What is expected: Reproduce the listing below from the line with "Generate a component" to the line with "Sans Arabic', 'DejaVu", both lines included, character for character, minus any pictures.

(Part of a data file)
=======

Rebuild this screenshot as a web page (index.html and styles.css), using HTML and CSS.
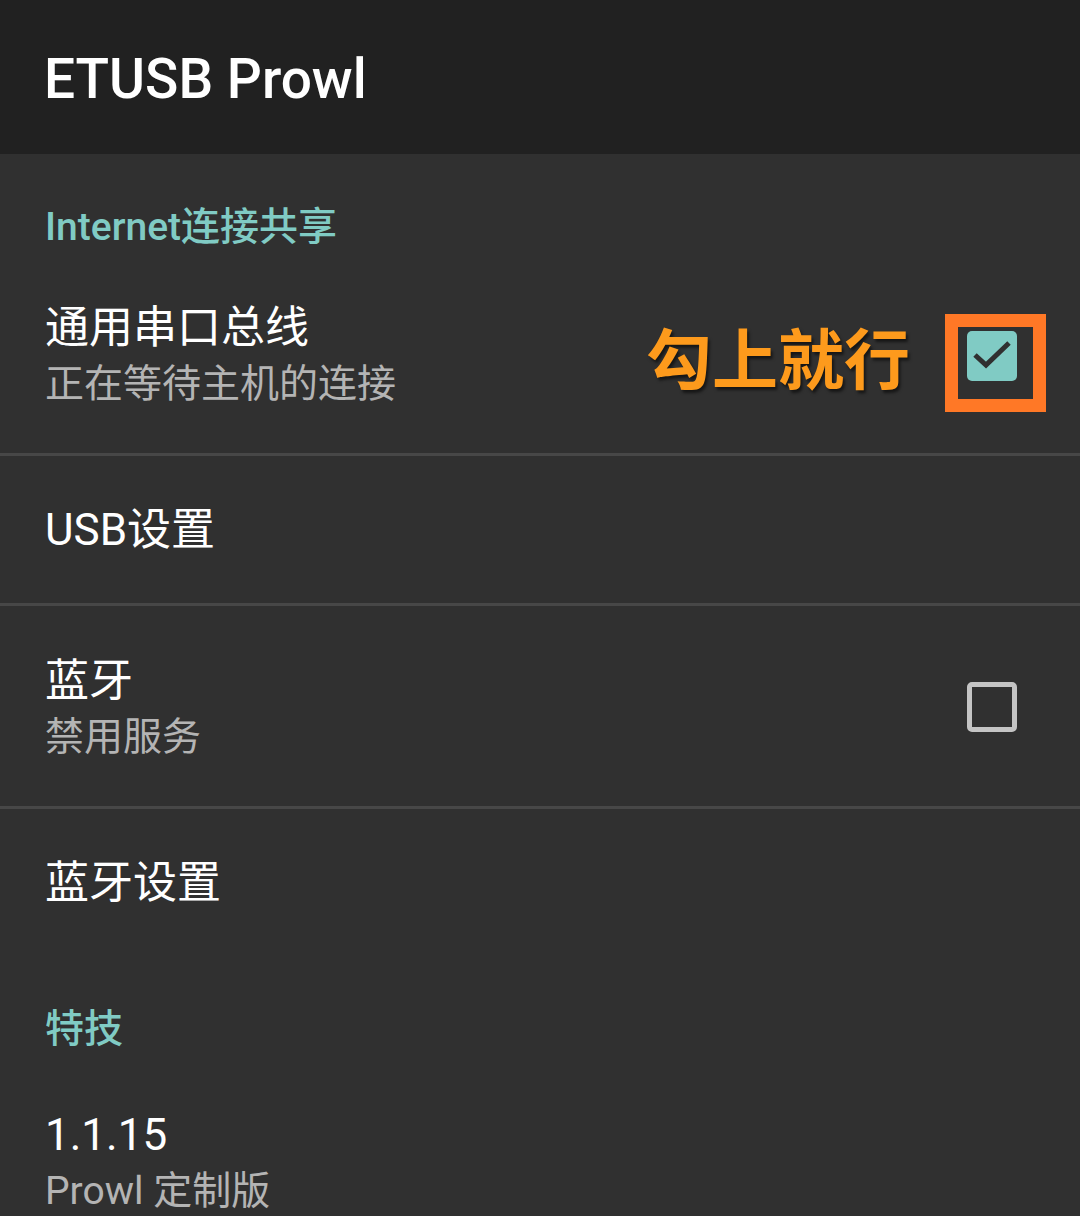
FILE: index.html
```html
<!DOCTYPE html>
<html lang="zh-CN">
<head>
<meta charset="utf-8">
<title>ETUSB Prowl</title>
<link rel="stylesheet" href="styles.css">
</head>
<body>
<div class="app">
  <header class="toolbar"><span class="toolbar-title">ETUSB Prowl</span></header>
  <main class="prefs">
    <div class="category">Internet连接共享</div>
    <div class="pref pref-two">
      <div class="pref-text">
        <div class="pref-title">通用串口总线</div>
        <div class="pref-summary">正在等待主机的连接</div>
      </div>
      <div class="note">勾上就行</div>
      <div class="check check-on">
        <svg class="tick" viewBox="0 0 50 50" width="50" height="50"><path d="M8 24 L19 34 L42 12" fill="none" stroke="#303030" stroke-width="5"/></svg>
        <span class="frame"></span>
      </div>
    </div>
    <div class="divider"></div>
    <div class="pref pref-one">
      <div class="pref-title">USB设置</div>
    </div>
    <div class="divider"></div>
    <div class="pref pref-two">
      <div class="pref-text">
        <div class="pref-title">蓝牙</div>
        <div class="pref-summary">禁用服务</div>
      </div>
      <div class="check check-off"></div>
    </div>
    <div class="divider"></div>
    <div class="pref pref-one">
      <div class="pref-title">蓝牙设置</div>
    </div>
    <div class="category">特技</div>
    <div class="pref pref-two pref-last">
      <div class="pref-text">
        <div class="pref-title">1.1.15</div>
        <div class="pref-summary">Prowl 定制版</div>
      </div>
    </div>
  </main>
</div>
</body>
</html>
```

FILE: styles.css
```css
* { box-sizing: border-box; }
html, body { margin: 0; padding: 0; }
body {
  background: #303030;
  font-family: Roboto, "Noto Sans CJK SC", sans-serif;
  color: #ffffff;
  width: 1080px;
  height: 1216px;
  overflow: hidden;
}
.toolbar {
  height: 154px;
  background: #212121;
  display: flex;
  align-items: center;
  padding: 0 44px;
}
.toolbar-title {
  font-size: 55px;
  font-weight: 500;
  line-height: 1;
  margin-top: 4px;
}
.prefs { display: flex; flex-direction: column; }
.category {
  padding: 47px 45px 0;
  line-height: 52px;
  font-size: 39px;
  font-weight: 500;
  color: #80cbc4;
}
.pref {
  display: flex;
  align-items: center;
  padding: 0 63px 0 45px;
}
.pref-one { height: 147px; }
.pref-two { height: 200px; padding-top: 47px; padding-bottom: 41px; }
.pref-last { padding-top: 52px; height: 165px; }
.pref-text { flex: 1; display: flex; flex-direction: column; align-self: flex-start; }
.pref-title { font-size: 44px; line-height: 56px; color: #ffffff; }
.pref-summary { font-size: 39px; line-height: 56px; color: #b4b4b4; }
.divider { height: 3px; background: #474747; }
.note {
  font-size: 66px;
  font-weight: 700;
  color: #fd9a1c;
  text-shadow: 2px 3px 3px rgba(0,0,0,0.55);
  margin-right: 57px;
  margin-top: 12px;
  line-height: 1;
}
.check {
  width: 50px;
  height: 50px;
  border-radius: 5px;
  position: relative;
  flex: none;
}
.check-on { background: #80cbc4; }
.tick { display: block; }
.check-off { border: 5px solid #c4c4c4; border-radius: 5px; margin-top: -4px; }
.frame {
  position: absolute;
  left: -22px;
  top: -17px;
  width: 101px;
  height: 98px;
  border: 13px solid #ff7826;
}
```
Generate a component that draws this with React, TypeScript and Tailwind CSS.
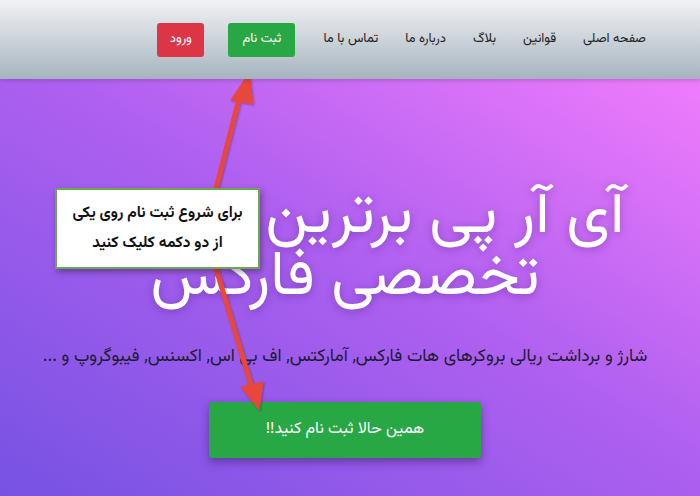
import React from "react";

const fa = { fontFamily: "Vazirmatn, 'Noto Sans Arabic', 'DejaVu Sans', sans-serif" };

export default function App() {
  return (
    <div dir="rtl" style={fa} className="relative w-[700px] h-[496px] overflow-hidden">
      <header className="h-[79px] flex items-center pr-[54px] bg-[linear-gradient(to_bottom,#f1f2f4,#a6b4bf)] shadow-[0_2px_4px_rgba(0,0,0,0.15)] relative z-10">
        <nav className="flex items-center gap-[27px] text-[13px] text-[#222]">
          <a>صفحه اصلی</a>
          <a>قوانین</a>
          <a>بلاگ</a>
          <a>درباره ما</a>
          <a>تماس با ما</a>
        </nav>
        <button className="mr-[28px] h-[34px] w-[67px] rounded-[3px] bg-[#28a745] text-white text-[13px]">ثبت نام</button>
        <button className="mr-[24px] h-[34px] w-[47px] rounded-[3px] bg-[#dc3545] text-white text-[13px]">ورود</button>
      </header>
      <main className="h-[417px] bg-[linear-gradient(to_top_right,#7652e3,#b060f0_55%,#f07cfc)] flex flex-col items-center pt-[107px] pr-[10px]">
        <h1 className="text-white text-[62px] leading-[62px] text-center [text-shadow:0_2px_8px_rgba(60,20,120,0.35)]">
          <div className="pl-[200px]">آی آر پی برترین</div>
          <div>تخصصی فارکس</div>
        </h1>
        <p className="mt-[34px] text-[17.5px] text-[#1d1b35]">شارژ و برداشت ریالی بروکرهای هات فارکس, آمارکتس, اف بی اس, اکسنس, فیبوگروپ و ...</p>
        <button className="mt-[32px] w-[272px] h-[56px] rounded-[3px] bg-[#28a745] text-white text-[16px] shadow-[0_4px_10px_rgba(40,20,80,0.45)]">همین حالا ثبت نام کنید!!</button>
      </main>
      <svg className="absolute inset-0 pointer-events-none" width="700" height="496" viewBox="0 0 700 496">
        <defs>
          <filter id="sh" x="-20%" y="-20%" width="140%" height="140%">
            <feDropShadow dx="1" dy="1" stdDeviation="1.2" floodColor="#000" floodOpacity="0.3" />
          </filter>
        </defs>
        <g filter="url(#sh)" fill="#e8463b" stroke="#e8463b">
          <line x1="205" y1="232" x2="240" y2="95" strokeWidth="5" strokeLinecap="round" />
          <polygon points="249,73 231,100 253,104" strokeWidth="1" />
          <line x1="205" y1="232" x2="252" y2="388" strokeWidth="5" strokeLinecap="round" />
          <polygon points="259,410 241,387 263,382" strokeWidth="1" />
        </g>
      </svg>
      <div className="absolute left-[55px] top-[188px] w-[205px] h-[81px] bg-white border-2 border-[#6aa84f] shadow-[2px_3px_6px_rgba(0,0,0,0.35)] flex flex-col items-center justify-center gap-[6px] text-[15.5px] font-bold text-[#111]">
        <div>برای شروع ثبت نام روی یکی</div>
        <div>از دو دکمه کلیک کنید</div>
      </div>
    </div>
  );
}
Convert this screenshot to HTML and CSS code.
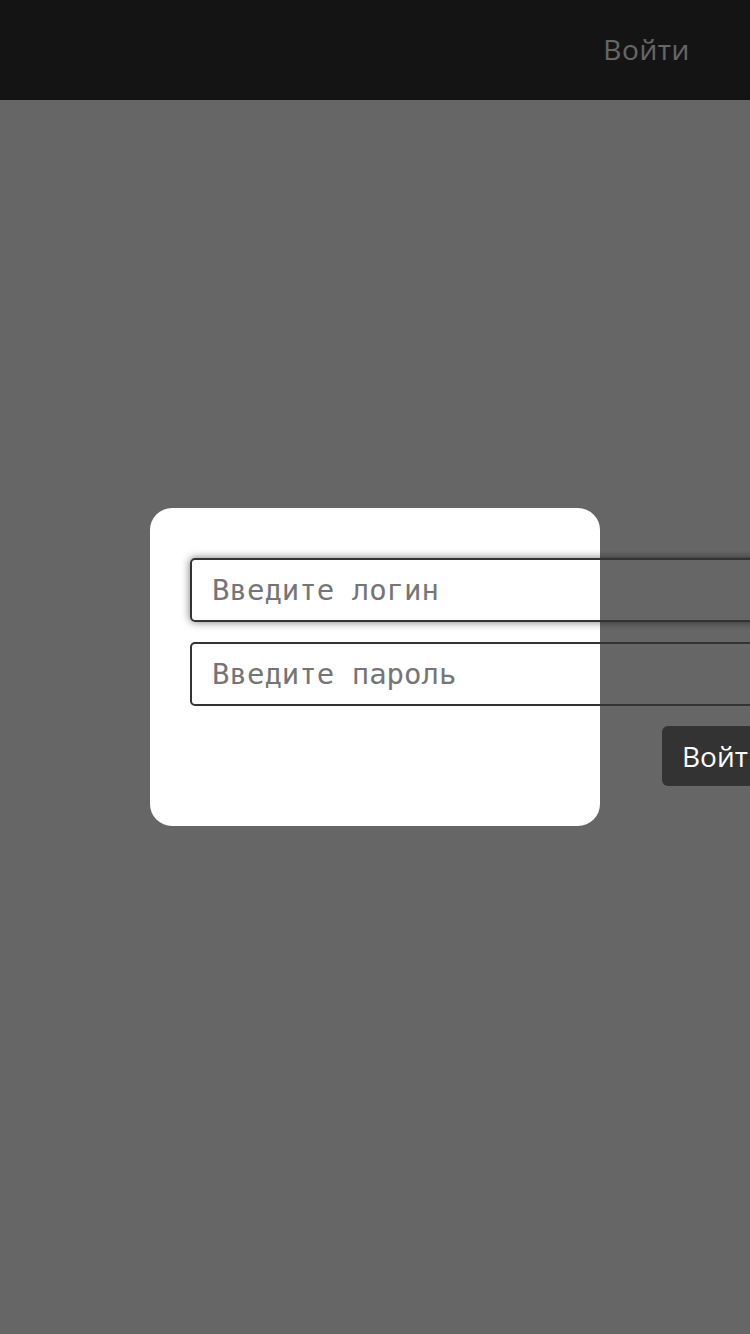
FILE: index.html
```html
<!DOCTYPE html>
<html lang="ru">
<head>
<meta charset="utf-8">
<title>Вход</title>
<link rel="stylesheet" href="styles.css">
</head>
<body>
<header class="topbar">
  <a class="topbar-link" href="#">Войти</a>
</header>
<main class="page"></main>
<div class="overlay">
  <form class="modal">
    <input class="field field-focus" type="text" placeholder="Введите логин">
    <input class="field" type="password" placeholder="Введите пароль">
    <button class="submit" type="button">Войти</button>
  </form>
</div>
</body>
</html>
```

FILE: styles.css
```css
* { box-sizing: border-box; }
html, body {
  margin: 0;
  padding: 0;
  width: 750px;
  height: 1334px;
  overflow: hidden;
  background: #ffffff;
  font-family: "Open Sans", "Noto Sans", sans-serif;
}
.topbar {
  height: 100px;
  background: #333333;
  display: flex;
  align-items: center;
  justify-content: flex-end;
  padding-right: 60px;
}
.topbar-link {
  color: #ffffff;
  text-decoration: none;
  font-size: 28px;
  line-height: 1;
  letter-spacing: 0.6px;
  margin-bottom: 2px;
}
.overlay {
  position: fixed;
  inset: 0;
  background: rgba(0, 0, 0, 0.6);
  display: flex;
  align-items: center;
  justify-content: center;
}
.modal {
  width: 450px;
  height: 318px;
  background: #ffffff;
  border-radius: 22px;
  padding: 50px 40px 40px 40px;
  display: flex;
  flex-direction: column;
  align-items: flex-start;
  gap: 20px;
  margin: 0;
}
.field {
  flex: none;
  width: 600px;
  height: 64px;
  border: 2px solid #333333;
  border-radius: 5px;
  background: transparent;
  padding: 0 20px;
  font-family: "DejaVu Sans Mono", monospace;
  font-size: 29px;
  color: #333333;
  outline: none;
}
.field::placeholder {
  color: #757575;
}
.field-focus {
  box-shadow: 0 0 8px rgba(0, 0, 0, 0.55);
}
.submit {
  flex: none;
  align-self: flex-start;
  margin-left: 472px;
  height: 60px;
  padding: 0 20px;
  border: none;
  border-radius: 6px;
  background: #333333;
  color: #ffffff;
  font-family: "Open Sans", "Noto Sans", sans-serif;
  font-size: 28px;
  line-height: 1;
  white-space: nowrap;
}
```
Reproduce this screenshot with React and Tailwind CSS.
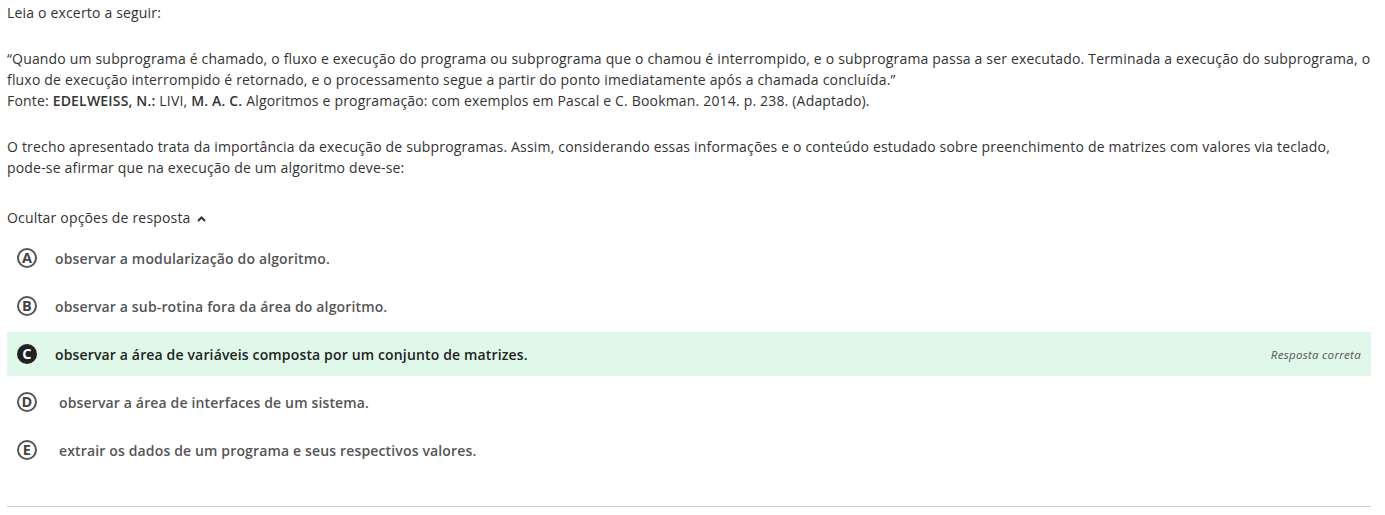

=======

Task output:
Generate a component that draws this with React, TypeScript and Tailwind CSS.
import React from "react";

const fa = { fontFamily: "Vazirmatn, 'Noto Sans Arabic', 'DejaVu Sans', sans-serif" };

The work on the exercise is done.